Extract each line where the string "with" shows up.

─── PROVIDED MATERIAL

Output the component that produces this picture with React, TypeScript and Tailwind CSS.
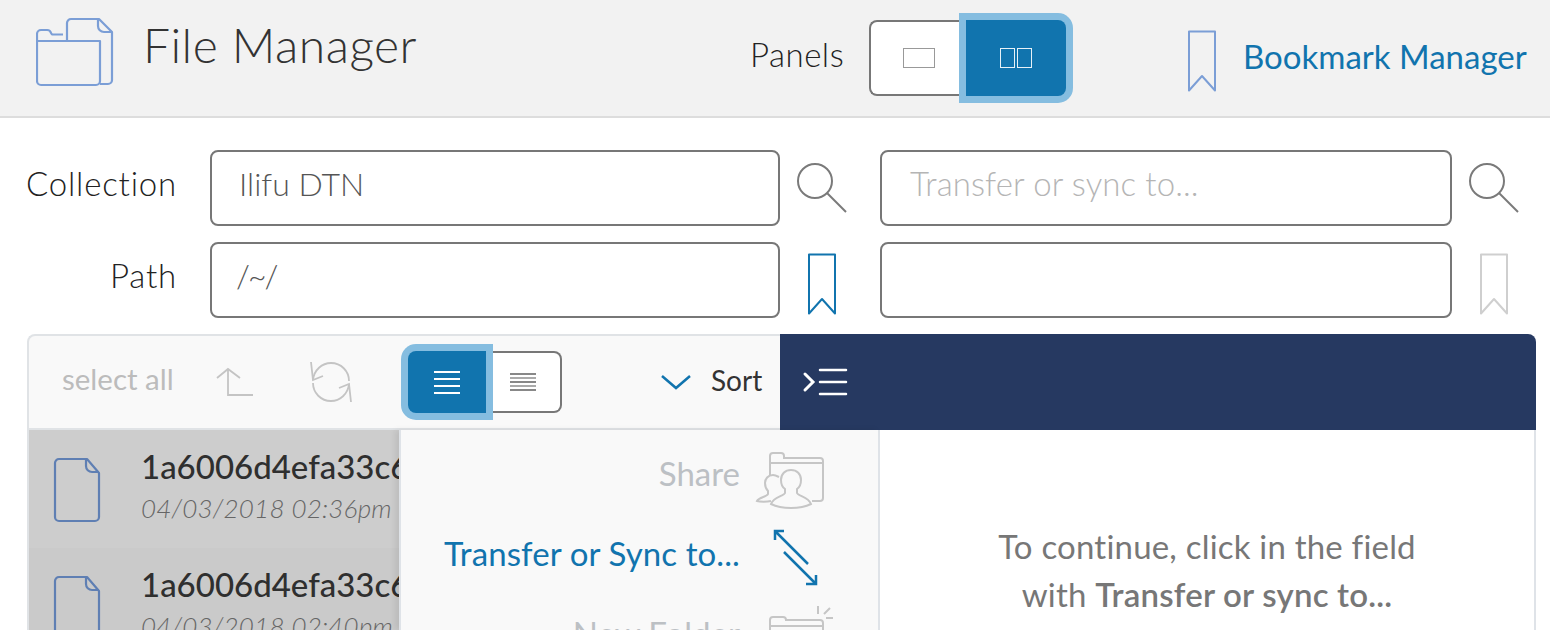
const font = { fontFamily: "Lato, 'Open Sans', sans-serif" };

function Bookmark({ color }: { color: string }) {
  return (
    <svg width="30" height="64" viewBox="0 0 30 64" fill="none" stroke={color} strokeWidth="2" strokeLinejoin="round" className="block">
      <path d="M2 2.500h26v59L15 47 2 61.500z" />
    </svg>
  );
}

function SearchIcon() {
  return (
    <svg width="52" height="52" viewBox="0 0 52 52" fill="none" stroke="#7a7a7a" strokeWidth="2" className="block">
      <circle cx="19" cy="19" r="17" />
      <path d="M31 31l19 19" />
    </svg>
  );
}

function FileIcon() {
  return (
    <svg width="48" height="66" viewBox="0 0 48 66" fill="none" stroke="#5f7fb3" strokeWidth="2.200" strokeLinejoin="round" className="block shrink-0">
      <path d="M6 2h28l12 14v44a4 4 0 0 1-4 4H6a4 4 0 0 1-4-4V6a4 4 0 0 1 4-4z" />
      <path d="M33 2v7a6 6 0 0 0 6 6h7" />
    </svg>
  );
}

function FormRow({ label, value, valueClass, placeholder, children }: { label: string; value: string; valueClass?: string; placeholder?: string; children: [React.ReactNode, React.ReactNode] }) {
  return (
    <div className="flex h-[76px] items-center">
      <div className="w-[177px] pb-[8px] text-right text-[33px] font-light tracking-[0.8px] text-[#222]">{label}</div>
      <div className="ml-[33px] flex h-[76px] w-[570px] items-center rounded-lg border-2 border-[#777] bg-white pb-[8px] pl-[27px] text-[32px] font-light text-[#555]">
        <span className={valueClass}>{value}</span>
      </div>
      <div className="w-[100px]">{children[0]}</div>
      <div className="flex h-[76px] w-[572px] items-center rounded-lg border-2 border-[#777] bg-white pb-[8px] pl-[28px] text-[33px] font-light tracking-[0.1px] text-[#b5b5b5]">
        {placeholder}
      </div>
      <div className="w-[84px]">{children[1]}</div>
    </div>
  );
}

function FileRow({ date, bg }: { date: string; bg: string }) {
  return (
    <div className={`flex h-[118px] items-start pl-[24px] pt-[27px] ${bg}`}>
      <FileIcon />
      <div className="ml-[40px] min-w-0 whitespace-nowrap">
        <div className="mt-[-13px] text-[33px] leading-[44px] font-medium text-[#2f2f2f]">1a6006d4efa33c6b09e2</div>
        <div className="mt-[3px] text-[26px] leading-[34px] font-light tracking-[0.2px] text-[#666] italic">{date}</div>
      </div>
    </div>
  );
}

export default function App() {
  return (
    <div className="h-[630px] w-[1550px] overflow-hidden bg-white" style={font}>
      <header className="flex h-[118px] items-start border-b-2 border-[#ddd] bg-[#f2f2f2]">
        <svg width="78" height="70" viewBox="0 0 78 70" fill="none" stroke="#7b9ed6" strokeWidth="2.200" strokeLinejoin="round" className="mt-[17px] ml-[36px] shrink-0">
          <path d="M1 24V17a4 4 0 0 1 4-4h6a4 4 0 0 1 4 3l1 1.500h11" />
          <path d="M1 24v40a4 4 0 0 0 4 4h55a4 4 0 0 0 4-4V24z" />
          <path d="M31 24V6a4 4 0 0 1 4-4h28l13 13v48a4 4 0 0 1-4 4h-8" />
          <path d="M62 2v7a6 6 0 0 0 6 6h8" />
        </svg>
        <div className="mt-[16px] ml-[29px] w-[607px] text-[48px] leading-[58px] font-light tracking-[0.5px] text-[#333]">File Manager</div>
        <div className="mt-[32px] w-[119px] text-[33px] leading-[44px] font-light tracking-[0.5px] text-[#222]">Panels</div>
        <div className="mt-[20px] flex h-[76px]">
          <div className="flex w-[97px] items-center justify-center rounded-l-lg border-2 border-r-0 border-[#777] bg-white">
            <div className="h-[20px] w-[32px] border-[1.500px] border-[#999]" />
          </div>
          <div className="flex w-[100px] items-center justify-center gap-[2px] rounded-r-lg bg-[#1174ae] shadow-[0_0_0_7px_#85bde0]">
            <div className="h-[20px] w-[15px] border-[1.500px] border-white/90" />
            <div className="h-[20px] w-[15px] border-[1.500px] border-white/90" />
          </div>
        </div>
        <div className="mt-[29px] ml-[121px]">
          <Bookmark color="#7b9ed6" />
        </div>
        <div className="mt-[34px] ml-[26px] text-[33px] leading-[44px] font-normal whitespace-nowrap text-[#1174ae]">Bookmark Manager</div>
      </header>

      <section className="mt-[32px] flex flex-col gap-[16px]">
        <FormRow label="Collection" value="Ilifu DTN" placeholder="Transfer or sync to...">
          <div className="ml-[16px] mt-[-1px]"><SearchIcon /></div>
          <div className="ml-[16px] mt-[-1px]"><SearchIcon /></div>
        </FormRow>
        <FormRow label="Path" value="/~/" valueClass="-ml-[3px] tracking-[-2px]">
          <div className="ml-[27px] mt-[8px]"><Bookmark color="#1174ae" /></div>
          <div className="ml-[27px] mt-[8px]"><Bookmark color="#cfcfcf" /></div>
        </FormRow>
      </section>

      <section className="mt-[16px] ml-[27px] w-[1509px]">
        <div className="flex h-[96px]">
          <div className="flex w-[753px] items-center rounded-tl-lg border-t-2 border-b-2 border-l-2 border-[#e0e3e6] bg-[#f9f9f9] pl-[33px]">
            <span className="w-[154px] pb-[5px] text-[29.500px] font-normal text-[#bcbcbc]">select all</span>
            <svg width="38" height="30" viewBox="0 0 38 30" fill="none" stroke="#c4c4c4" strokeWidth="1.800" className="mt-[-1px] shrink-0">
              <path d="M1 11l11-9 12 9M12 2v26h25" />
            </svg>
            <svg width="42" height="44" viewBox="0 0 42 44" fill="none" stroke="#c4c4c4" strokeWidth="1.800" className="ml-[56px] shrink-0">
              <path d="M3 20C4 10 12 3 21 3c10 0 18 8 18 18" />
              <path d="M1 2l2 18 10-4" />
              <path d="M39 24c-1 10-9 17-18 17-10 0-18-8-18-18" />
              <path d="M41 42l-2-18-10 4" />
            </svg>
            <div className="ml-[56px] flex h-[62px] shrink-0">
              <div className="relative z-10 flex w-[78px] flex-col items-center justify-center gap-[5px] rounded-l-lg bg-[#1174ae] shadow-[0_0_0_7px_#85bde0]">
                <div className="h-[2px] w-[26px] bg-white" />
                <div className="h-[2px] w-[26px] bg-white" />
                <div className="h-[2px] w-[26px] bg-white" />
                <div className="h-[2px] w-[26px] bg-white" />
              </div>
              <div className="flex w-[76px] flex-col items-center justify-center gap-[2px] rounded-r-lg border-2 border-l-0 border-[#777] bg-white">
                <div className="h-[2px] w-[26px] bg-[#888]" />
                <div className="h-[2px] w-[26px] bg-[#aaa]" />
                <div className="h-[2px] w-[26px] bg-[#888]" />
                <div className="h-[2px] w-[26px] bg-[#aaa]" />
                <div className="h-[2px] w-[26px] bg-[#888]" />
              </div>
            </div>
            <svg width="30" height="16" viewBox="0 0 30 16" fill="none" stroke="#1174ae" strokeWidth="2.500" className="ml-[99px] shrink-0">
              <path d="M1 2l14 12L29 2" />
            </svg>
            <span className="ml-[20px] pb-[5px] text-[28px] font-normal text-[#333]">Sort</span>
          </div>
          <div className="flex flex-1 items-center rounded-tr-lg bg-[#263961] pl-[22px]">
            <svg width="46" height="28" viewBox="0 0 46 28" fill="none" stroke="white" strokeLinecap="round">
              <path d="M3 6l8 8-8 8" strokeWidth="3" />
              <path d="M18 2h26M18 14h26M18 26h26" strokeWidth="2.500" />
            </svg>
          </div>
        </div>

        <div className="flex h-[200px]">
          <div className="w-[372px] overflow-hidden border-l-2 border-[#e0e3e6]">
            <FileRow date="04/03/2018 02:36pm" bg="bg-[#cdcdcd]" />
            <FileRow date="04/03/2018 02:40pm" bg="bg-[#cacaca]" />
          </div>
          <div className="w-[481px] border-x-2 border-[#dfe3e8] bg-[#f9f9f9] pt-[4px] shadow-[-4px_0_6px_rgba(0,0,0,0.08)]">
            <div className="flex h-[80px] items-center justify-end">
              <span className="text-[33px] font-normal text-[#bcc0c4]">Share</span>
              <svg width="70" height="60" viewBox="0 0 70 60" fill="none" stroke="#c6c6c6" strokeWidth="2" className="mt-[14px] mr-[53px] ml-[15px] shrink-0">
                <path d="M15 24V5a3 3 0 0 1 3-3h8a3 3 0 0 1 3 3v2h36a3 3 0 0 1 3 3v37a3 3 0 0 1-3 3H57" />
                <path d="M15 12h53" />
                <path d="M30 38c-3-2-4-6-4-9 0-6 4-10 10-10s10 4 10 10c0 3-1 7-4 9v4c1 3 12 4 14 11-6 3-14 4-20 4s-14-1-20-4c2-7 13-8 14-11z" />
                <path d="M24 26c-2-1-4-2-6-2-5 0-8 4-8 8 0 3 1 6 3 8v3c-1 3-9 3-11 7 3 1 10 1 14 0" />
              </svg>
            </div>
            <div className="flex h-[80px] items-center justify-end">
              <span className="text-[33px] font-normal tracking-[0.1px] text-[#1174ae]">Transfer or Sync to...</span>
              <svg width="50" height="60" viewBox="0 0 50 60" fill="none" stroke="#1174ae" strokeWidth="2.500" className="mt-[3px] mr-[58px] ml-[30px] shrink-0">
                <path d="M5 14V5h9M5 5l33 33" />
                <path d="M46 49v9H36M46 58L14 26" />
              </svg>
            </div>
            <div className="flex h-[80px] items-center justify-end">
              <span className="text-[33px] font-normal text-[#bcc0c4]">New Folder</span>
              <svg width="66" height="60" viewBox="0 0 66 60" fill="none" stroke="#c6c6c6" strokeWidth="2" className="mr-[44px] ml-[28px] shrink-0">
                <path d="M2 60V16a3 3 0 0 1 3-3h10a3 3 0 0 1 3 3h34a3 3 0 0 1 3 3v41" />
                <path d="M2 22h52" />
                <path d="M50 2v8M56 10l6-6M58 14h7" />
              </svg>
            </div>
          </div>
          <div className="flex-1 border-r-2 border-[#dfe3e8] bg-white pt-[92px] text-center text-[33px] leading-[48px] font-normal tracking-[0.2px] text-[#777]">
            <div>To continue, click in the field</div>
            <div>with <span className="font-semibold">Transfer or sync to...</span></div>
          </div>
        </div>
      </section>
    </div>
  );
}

──────

TASK OUTPUT:
Output the component that produces this picture with React, TypeScript and Tailwind CSS.
            <div>with <span className="font-semibold">Transfer or sync to...</span></div>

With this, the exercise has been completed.